United, you don't know what you're going to get from either Rooney or Berbatov, which is probably the key to this game since the midfields on both teams likely won't push the tempo, with tackles ruling the day. Expect a lot of fouls and a lot of set piece chances for both teams.

There are probably two ways this goes. This week the buzzards in the press are circling above Stamford Bridge, saying that the core of the Blues -- Drogba, Lampard, Terry and Cole -- are all too old and that their time is through. Maybe they rally and show they're not quite dead yet. The other option is United, as they've done all season, continue their smoke-and-mirrors campaign and find a way to pull out a result.

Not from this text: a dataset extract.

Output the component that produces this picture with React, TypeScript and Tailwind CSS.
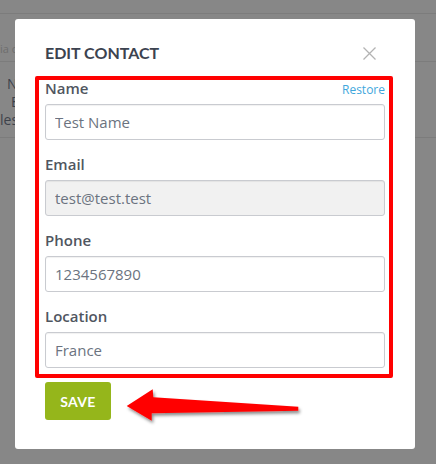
import React from 'react';

const fieldLabel = 'text-[15px] leading-[20px] font-semibold text-[#50565f]';
const fieldInput =
  'w-full h-[36px] rounded-[3px] border border-[#c9cbd0] px-[9px] text-[15px] text-[#6b7380] shadow-[inset_0_1px_1px_rgba(0,0,0,0.06)] outline-none';

const Field: React.FC<{ label: string; value: string; disabled?: boolean; extra?: React.ReactNode }> = ({
  label,
  value,
  disabled = false,
  extra,
}) => {
  return (
    <div className="mb-[14px]">
      <div className="flex items-baseline justify-between h-[20px] mb-[6px]">
        <span className={fieldLabel}>{label}</span>
        {extra}
      </div>
      <input
        readOnly
        value={value}
        className={`${fieldInput} ${disabled ? 'bg-[#f1f1f1]' : 'bg-white'}`}
        style={{ fontFamily: '"Open Sans", sans-serif' }}
      />
    </div>
  );
};

export default function App() {
  return (
    <div
      className="relative w-[436px] h-[464px] overflow-hidden bg-[#878787]"
      style={{ fontFamily: '"Open Sans", sans-serif' }}
    >
      {/* page behind the overlay */}
      <div className="h-[14px] border-b border-[#7c7c7c]" />
      <div className="h-[48px] border-b border-[#7c7c7c] pt-[28px] text-[11px] leading-[14px] text-[#6e6e6e]">
        ia contact
      </div>
      <div className="h-[76px] border-b border-[#7c7c7c] pt-[13px] text-[14px] leading-[18px] text-[#3d424b]">
        <div className="pl-[7px]">Name</div>
        <div className="pl-[11px]">Email</div>
        <div>lest</div>
      </div>

      {/* modal */}
      <div className="absolute left-[15px] top-[19px] w-[400px] h-[430px] rounded-[3px] bg-white px-[30px] pt-[22px]">
        <div className="flex items-center justify-between">
          <h2
            className="text-[16px] leading-[24px] font-bold text-[#3c4350]"
            style={{ fontFamily: 'Lato, sans-serif' }}
          >
            EDIT CONTACT
          </h2>
          <svg width="13" height="13" viewBox="0 0 13 13" className="mr-[9px]">
            <path d="M0.5 0.5 L12.5 12.5 M12.5 0.5 L0.5 12.5" stroke="#b3b3b3" strokeWidth="1.3" />
          </svg>
        </div>

        <div className="mt-[13px]">
          <Field
            label="Name"
            value="Test Name"
            extra={<span className="text-[12px] leading-[20px] text-[#3fa7dc]">Restore</span>}
          />
          <Field label="Email" value="test@test.test" disabled />
          <Field label="Phone" value="1234567890" />
          <Field label="Location" value="France" />
        </div>

        <button
          className="w-[66px] h-[38px] rounded-[3px] bg-[#95b61b] text-white text-[14px] font-bold tracking-[0.3px]"
          style={{ fontFamily: 'Lato, sans-serif' }}
        >
          SAVE
        </button>

        {/* annotation box */}
        <div className="absolute left-[20px] top-[57px] w-[358px] h-[302px] border-[4px] border-[#ff0000] rounded-[2px] pointer-events-none" />
      </div>

      {/* annotation arrow */}
      <svg className="absolute left-[120px] top-[380px]" width="190" height="50" viewBox="0 0 190 50">
        <defs>
          <filter id="sh" x="-20%" y="-50%" width="140%" height="200%">
            <feDropShadow dx="1.5" dy="2.5" stdDeviation="1.5" floodColor="#000" floodOpacity="0.45" />
          </filter>
        </defs>
        <polygon
          points="6.7,26 32.7,9.3 33.3,17.3 178.3,26.7 178.3,30.7 31.7,33.3 31.7,40.7"
          fill="#ff0000"
          filter="url(#sh)"
        />
      </svg>
    </div>
  );
}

Oh right, there's also the likely option of a draw. United will likely keep the oars in, knowing a point on the road here won't kill them and keeps the pressure on Arsenal. If United do score, figure it to be late in the first half. ... Chelsea 1, Manchester United 1

Fantasy Team O' the Week:

Friend of the blog, Luke Sebastian's Paddy's Pub takes top honors with 77 points this week thanks to 22 from Rooney, 18 from Ashley Young and a lot of balance everywhere else.

One Other Thing:

The best comedy you've never heard about -- "Trailer Park Boys" -- is now on the NetFlix "watch instantly" list. All seven seasons of the show are available. Can't recommend it highly enough. First season is a slower burn, though it's only six episodes. You won't be able to stop by season two or three.

There are a few reasons, which become abundantly clear early on, why this Canadian gem hasn't become a bigger hit across the border.